Source material —
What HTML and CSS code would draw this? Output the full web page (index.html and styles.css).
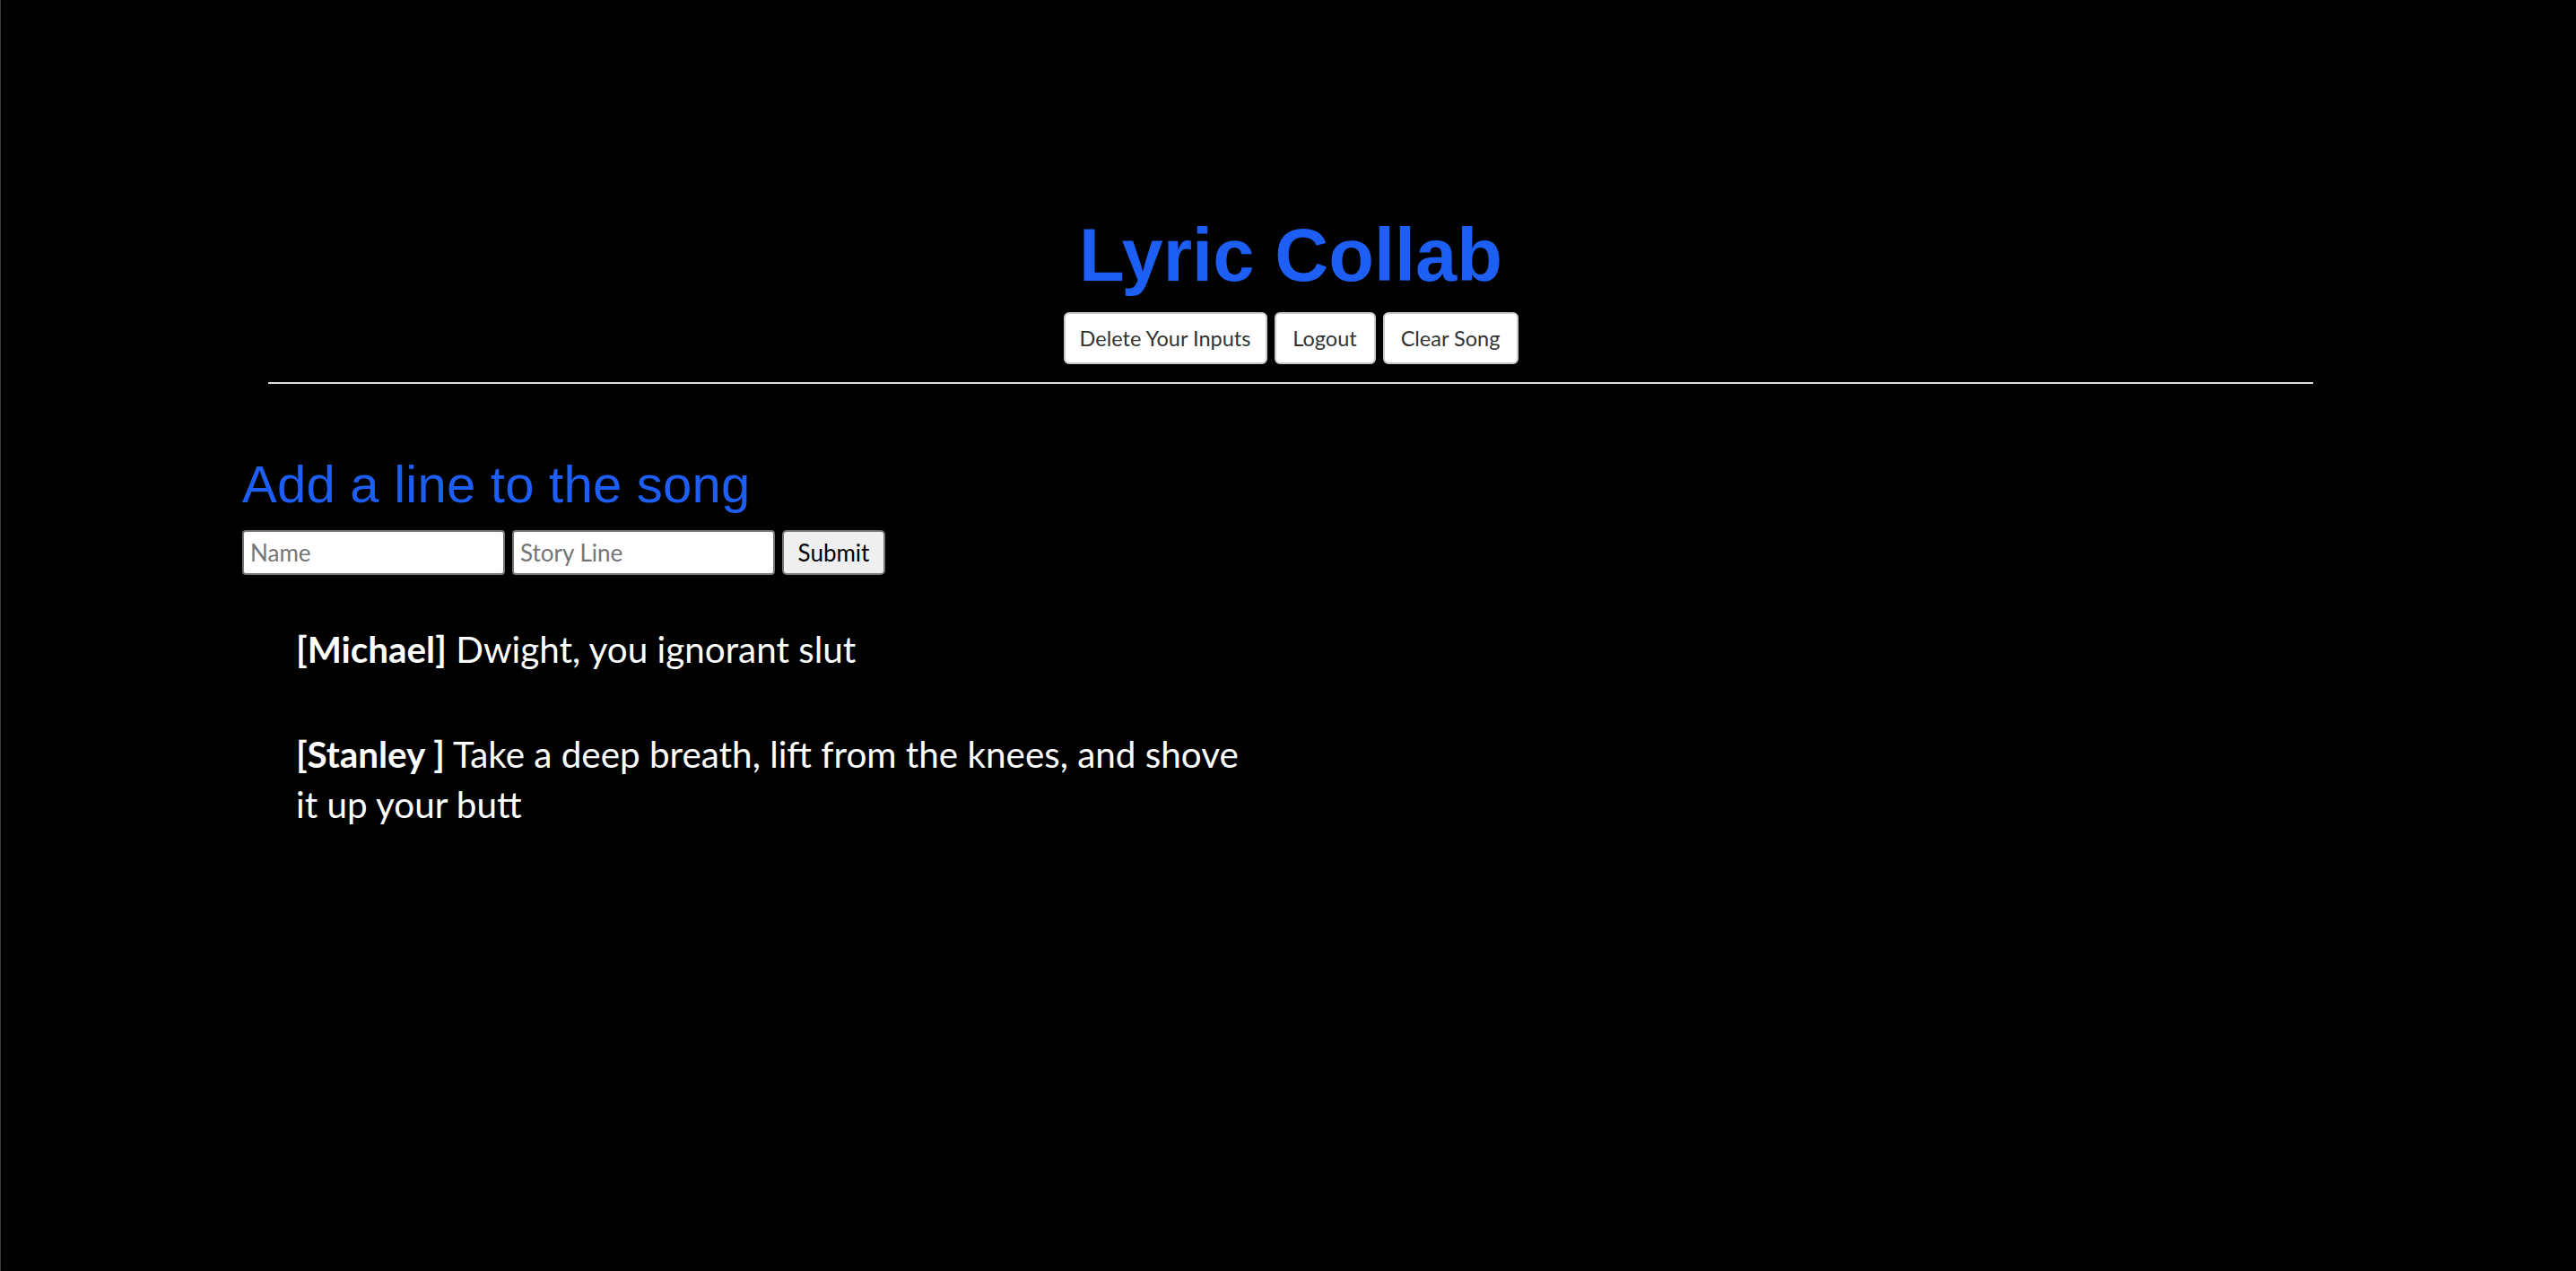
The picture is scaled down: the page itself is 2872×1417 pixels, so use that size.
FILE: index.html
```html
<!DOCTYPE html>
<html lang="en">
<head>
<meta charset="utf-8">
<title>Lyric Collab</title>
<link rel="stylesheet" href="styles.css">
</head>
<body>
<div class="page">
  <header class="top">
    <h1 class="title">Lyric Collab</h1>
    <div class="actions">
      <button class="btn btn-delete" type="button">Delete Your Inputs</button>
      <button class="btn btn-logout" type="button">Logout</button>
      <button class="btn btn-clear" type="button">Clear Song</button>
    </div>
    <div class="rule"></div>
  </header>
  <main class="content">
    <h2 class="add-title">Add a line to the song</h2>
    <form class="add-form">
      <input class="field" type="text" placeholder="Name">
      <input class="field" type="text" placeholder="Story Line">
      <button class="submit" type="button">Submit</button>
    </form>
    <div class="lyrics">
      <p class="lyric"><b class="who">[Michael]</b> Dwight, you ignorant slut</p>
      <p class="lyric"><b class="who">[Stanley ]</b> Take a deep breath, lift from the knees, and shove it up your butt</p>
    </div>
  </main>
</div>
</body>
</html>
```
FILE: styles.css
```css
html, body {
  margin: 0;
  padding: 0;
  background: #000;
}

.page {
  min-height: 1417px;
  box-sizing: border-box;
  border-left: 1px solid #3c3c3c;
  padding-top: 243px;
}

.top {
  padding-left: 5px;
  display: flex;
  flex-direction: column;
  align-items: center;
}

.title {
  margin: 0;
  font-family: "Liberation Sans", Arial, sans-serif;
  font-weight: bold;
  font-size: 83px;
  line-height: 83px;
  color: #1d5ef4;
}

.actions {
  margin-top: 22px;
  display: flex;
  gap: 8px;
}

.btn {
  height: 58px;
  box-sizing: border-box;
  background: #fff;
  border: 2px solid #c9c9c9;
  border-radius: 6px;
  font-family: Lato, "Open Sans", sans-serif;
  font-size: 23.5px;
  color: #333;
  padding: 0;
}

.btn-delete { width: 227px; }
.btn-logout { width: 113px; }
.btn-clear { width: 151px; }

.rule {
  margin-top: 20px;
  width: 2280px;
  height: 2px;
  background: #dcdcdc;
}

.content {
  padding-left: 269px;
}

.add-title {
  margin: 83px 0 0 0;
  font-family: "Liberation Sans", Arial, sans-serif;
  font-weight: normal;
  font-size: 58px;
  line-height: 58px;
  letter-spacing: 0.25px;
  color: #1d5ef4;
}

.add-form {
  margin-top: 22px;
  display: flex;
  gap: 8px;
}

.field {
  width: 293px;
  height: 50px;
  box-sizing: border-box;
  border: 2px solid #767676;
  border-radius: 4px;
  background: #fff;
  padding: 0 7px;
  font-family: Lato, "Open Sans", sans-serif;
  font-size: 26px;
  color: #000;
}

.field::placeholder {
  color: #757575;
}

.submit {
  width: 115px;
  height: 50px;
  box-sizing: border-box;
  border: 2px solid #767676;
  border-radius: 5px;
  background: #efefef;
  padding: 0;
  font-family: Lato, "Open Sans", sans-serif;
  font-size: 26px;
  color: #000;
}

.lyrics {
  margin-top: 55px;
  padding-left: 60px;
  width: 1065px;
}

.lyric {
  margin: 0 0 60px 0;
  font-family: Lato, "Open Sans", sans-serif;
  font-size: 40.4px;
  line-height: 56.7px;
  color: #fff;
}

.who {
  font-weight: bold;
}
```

---

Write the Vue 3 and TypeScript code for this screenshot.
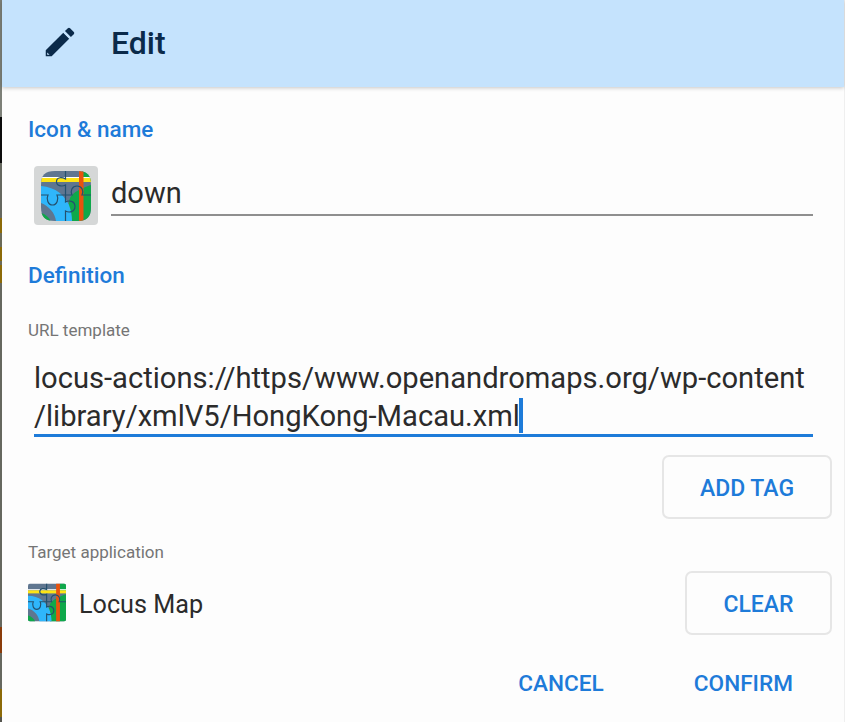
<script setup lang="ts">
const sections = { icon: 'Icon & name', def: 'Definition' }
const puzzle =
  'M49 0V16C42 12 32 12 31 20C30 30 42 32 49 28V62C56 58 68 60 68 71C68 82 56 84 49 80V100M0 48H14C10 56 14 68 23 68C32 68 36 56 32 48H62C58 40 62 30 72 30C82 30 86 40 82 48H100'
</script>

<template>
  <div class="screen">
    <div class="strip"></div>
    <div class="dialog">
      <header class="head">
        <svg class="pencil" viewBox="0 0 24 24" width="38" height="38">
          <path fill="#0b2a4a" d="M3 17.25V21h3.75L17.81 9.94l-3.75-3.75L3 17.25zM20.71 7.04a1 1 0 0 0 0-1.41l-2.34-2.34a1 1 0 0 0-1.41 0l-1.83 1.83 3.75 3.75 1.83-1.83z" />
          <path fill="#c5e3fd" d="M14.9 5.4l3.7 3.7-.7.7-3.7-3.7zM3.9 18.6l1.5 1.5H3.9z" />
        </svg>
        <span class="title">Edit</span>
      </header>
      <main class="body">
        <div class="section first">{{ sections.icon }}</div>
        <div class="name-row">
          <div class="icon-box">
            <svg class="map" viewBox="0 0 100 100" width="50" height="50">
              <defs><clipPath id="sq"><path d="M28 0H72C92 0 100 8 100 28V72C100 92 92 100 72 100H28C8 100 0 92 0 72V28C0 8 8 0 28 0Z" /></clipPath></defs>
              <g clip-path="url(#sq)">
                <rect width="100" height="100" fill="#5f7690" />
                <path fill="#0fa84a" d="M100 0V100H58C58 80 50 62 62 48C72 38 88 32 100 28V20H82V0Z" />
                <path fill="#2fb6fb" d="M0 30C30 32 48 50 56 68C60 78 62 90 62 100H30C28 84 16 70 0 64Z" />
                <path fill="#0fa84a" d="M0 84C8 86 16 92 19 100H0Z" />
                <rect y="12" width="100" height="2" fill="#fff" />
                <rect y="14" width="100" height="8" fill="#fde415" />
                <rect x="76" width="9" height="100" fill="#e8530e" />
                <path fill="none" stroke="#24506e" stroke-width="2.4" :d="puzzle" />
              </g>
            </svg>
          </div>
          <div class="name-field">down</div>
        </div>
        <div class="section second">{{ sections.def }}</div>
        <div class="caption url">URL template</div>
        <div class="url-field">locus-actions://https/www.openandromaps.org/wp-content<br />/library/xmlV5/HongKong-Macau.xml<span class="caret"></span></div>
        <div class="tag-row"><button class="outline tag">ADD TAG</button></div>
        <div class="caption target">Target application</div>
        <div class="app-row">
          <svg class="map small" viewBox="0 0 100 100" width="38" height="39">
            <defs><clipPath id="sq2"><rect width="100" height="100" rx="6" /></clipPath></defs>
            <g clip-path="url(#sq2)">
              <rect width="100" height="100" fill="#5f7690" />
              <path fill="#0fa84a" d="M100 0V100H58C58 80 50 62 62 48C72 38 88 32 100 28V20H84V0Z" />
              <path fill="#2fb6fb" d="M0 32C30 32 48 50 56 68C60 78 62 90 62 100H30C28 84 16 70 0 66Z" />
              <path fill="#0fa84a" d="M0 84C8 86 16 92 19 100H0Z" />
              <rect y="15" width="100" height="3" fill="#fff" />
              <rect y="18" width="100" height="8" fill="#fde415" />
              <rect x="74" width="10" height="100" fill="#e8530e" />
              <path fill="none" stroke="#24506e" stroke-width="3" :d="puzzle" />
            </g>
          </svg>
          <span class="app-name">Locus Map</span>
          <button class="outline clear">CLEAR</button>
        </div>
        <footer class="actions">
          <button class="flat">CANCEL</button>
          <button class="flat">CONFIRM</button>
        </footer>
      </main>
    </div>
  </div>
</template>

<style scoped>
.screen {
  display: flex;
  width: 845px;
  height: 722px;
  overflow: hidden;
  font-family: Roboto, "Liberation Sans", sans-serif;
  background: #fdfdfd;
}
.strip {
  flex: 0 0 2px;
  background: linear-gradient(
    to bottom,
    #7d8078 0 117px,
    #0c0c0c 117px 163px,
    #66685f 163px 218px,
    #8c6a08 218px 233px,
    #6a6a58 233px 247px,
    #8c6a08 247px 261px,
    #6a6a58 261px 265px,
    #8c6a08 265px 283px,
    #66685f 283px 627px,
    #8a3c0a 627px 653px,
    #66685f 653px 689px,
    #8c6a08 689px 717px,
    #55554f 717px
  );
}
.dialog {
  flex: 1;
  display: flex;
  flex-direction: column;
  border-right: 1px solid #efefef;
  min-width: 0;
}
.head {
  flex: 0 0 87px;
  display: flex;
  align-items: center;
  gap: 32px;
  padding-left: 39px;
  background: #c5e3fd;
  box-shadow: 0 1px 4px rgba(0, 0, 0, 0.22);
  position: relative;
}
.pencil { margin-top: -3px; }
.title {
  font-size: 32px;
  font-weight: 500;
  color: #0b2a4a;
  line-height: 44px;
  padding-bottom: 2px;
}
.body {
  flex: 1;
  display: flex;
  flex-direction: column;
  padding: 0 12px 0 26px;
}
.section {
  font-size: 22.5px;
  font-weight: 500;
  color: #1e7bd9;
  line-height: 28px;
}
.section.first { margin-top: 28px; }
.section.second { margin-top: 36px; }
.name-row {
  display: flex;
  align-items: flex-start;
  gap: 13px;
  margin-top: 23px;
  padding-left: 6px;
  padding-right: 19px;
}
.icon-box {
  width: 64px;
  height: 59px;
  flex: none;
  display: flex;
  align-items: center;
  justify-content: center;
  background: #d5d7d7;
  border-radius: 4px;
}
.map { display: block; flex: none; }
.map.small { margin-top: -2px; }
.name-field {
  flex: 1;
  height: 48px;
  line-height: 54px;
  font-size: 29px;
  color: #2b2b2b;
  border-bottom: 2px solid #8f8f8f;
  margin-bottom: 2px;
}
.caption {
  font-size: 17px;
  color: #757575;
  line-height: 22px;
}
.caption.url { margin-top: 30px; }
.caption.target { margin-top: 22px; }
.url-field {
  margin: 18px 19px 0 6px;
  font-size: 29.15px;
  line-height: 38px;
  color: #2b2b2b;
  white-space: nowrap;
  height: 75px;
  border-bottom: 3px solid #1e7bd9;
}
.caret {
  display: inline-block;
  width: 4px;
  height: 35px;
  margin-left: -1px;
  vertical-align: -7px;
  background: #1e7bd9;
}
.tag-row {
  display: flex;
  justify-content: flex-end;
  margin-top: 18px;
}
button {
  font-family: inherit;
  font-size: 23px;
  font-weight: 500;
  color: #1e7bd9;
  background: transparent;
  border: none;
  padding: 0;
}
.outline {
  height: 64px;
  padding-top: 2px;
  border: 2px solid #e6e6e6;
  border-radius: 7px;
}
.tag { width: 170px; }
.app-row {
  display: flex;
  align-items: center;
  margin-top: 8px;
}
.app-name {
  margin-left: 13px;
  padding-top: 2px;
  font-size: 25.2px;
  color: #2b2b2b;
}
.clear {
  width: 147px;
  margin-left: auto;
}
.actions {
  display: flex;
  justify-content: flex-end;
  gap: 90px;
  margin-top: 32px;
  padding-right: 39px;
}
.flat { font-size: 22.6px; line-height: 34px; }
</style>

Directions — Make a copy of each line that contains the string "this".

Correct result —
What HTML and CSS code would draw this? Output the full web page (index.html and styles.css).
Write the Vue 3 and TypeScript code for this screenshot.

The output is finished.